GIVEN TASK
Search the data for the word "with". Reproduce every line where it is found.

** Start of TASK DATA **

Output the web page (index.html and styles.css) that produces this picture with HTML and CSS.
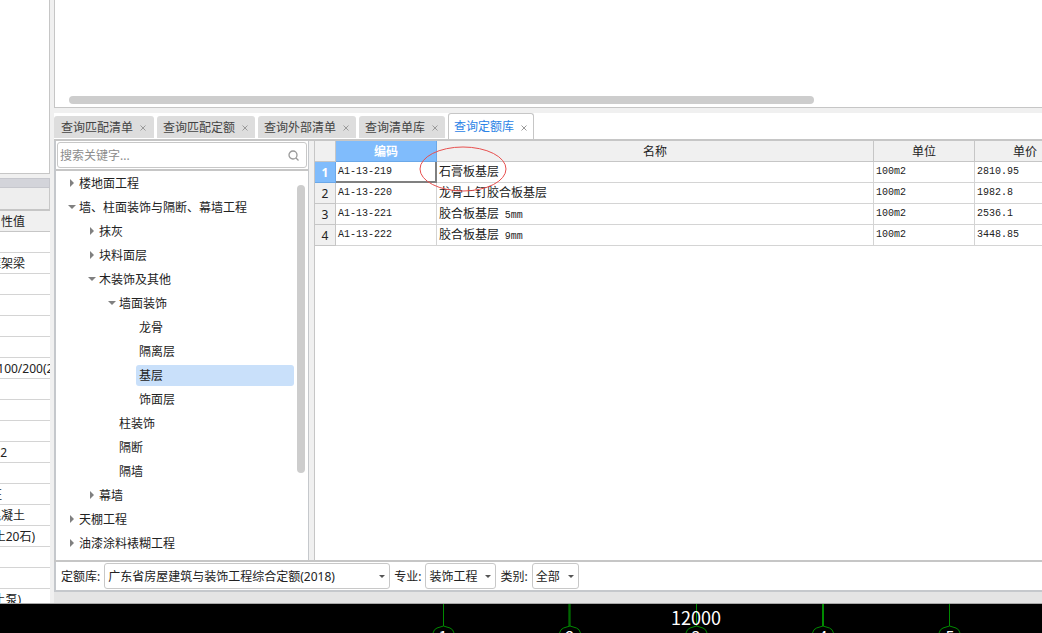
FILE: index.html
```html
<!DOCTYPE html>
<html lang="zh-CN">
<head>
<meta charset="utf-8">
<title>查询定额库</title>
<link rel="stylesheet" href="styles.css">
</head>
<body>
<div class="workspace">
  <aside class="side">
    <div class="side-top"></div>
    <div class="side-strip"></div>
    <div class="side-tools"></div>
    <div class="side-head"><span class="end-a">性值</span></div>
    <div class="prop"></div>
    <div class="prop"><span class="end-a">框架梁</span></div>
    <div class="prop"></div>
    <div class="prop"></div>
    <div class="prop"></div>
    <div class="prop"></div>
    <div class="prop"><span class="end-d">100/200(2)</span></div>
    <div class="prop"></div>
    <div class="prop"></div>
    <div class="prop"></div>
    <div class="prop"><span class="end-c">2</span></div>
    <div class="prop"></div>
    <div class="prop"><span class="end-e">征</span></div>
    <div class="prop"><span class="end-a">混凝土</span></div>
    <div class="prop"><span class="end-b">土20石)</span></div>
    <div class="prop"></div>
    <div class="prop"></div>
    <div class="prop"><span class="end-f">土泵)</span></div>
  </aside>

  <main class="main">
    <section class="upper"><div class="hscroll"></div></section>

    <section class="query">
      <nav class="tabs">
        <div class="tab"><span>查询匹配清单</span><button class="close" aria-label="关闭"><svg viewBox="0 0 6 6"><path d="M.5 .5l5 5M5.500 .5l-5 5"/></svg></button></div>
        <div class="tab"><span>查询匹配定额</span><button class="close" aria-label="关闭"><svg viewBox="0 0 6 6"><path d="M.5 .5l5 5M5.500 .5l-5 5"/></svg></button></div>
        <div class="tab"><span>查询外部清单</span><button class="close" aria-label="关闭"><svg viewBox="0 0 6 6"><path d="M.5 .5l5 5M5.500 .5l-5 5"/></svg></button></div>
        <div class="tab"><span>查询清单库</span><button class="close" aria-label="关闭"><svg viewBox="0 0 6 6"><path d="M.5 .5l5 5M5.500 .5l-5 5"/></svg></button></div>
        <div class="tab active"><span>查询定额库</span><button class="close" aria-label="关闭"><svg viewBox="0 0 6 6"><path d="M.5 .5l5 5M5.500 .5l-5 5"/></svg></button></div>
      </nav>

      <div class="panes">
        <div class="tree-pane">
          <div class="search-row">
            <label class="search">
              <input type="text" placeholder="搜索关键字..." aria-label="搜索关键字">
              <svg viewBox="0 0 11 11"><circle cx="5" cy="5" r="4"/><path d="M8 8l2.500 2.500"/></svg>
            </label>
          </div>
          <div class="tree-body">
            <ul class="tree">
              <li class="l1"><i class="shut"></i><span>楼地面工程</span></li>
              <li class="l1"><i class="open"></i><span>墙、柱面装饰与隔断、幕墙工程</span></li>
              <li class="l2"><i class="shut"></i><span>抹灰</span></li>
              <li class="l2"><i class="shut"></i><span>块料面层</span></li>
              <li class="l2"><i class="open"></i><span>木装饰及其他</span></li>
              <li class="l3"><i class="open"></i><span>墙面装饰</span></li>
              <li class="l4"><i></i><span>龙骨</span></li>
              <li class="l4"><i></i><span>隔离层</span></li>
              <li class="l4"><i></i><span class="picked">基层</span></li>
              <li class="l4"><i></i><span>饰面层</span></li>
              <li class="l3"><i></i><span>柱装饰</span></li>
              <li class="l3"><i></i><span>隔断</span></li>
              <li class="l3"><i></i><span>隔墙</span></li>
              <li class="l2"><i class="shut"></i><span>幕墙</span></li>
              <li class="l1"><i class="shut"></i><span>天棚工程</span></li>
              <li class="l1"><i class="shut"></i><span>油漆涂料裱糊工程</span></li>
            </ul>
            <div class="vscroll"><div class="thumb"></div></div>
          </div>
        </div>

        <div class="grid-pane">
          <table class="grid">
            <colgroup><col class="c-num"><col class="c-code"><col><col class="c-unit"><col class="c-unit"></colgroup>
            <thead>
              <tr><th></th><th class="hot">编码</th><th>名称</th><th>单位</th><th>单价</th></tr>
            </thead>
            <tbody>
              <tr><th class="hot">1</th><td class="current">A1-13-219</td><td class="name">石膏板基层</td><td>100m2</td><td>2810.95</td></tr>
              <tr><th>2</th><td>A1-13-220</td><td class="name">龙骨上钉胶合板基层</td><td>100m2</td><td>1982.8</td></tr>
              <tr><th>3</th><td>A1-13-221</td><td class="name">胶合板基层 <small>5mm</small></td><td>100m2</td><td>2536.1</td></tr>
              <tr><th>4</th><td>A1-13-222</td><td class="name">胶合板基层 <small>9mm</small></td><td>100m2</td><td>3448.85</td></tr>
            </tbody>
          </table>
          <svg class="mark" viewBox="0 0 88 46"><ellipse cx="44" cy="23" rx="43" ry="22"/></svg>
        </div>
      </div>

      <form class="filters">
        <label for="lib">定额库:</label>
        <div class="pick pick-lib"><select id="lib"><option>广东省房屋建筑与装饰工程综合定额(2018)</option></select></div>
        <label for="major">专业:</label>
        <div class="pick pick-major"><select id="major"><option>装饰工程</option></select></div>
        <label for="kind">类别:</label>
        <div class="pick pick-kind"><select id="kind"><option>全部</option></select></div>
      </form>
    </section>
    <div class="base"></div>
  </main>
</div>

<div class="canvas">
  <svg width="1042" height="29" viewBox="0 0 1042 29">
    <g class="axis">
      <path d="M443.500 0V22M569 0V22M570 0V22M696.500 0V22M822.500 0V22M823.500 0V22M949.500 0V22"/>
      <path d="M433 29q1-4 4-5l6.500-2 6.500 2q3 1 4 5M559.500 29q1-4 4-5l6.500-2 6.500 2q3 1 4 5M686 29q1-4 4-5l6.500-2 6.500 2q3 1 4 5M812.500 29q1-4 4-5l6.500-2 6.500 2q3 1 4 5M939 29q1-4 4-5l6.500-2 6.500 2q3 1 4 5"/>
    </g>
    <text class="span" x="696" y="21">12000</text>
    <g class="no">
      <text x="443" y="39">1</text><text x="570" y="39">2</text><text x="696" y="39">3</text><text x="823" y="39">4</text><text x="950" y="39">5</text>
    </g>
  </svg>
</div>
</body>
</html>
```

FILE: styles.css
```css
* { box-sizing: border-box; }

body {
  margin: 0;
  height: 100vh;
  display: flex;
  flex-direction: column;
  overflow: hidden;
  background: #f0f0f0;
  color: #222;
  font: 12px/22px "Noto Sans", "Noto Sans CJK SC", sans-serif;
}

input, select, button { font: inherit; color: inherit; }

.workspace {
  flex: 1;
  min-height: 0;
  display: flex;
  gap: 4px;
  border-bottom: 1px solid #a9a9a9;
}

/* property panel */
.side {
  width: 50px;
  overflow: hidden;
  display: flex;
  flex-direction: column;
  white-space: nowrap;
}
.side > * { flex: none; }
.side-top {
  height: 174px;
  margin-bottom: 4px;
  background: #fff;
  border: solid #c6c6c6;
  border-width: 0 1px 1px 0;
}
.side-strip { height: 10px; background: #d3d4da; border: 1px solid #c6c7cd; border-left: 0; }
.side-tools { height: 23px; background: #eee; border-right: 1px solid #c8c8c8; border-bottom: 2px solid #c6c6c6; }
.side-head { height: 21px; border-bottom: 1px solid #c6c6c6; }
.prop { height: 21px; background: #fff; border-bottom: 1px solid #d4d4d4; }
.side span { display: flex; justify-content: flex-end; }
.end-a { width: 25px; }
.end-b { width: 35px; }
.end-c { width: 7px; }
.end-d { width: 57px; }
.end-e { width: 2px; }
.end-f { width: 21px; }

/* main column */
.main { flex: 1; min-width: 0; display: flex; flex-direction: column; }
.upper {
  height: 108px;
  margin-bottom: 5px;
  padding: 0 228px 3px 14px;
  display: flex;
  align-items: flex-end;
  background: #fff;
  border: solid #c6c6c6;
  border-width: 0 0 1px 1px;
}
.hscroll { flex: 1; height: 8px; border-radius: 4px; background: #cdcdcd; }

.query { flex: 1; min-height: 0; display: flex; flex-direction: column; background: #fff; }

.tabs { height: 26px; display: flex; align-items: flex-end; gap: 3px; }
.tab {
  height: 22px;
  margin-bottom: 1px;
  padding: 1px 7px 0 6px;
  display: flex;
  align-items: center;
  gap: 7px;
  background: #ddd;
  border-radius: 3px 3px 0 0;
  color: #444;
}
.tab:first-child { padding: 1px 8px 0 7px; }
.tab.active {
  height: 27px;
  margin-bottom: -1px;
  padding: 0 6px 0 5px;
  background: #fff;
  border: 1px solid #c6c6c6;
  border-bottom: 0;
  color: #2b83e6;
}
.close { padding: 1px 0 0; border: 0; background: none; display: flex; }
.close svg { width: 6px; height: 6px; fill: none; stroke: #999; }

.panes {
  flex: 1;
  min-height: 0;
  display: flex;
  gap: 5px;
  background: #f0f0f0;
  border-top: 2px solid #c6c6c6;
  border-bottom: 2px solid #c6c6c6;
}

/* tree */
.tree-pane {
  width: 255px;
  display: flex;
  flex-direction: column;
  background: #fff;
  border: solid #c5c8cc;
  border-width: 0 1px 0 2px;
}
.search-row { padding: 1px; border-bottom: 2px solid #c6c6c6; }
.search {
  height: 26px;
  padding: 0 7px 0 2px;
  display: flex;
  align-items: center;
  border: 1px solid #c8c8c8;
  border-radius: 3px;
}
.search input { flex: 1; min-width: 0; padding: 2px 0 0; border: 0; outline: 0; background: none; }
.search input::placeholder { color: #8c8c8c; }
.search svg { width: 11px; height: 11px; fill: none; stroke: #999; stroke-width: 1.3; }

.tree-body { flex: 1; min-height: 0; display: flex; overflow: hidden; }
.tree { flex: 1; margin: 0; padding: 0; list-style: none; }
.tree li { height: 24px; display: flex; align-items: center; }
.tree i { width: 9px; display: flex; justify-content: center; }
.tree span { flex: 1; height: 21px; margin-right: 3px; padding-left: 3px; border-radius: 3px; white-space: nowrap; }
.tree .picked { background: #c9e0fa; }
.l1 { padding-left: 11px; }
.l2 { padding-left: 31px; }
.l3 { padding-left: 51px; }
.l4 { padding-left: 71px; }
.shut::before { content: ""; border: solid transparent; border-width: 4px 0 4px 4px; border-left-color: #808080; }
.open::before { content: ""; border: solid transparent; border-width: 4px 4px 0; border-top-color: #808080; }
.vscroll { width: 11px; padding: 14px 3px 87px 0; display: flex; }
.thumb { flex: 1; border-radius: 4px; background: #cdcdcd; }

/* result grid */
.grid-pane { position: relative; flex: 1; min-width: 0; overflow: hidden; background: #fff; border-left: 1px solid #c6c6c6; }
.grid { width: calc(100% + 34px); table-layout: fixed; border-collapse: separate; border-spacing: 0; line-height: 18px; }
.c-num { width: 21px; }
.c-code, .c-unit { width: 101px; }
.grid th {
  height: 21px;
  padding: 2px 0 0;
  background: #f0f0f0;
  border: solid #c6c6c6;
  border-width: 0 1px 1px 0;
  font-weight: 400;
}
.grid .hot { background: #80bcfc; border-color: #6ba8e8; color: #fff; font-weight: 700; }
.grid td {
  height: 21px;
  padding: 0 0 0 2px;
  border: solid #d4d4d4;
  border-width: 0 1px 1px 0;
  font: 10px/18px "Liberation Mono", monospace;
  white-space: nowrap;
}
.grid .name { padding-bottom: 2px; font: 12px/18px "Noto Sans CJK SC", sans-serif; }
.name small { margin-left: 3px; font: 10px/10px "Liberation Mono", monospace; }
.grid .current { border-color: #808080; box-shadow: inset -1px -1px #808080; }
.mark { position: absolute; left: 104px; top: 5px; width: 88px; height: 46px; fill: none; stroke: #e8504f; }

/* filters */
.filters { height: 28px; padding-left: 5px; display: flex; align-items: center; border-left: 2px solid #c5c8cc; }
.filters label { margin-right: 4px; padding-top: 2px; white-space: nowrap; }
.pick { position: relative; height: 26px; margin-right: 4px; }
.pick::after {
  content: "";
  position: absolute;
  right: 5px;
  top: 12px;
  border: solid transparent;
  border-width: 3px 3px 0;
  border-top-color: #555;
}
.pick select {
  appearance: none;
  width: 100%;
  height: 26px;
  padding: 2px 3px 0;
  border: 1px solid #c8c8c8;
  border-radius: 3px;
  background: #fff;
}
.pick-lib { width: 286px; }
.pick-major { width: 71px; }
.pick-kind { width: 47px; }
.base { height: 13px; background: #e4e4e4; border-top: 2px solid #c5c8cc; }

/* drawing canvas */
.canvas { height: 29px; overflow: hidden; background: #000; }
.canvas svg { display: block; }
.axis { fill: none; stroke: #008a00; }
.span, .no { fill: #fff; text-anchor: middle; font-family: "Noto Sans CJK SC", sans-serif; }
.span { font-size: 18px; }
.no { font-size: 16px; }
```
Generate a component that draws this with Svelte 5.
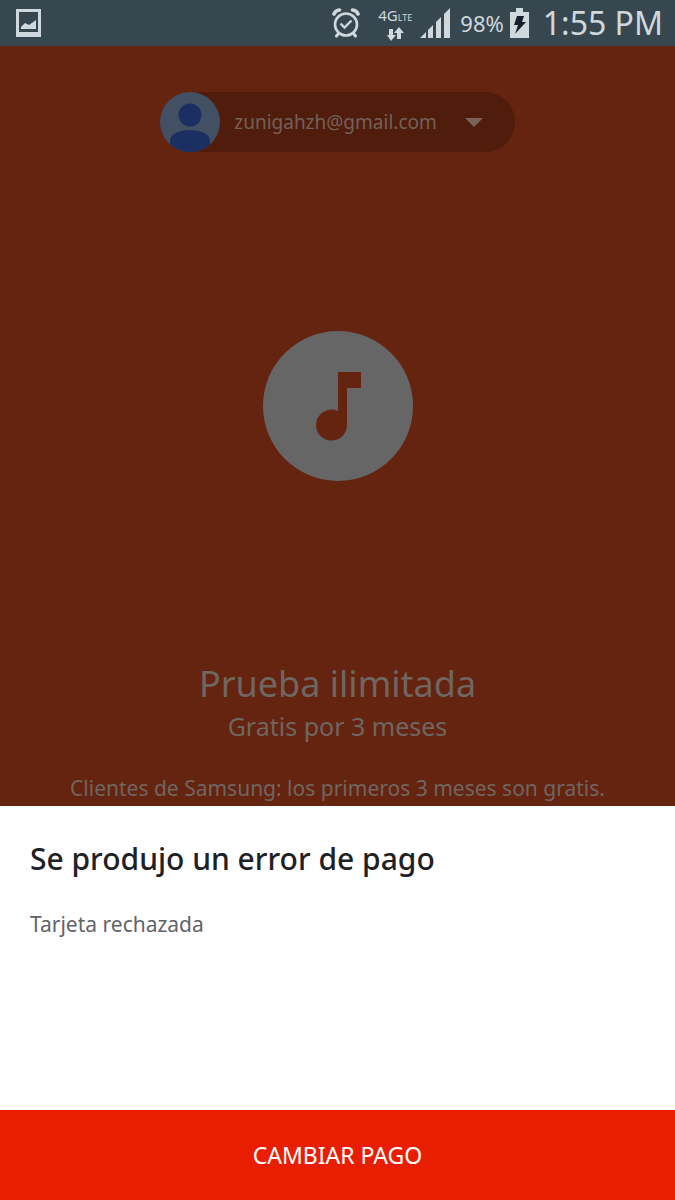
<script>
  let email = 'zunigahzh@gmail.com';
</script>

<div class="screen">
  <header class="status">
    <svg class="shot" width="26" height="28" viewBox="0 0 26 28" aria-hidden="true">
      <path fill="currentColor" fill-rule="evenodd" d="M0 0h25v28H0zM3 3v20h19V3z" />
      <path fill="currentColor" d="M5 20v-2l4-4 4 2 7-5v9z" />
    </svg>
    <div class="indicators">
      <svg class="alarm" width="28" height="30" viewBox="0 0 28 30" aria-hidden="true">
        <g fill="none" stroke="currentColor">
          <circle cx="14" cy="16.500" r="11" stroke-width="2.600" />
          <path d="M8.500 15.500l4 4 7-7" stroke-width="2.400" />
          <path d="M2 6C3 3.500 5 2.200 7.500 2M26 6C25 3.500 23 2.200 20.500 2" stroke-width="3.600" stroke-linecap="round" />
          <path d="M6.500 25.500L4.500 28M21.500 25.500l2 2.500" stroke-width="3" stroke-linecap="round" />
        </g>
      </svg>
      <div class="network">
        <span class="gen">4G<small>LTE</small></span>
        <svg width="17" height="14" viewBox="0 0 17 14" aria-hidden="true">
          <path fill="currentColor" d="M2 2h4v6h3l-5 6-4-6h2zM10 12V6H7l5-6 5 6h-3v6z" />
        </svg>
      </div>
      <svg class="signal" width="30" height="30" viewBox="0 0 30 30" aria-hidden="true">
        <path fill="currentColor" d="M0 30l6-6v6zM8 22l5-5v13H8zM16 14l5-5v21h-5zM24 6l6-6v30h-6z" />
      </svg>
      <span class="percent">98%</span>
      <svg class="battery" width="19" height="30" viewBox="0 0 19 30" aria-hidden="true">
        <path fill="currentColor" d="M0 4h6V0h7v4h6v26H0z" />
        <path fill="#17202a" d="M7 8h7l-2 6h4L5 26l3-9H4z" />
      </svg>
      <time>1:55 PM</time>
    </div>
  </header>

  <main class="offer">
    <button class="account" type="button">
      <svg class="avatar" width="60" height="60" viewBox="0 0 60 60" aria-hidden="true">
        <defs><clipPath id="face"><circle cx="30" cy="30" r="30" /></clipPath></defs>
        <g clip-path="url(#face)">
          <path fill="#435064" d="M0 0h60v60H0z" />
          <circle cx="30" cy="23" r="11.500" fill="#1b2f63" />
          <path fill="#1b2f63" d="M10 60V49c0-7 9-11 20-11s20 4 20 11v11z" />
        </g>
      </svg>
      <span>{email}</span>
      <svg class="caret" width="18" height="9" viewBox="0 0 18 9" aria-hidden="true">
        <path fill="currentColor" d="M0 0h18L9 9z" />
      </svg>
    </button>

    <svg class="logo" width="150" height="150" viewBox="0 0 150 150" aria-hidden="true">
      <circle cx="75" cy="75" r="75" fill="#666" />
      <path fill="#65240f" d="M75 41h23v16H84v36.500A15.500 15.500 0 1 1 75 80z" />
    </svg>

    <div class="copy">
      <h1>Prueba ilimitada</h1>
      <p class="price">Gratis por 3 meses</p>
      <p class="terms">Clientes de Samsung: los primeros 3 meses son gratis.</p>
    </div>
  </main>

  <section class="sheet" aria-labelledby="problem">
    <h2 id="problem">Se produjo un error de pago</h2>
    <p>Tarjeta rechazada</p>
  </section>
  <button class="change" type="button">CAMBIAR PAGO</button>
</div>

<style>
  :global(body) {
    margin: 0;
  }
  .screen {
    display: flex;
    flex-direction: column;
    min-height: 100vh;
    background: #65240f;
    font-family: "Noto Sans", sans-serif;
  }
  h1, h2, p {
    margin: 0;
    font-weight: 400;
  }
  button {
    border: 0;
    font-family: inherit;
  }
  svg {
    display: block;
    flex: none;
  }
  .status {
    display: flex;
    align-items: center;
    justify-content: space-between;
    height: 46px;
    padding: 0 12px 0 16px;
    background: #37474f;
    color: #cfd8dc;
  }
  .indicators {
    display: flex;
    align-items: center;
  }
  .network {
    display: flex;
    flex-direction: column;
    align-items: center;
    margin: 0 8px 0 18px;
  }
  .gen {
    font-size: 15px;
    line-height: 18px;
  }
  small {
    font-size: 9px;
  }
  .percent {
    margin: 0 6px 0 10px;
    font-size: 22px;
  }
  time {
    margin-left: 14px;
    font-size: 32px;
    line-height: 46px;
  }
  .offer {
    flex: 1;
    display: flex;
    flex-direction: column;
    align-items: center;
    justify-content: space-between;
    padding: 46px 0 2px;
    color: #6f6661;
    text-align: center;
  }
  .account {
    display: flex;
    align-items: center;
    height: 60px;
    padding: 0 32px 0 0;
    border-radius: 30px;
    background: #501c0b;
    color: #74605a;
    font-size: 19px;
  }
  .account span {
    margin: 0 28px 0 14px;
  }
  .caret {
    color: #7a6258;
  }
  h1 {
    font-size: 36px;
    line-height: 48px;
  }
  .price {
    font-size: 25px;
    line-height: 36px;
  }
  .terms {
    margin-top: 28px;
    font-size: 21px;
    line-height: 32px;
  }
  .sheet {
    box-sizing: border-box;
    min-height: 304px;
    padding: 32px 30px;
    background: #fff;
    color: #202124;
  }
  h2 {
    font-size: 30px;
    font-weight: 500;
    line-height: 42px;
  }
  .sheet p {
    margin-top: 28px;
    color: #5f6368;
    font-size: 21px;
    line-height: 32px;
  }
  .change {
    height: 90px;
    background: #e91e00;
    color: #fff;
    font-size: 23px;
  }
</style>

** End of TASK DATA **

TASK ANSWER
Output the web page (index.html and styles.css) that produces this picture with HTML and CSS.
Generate a component that draws this with Svelte 5.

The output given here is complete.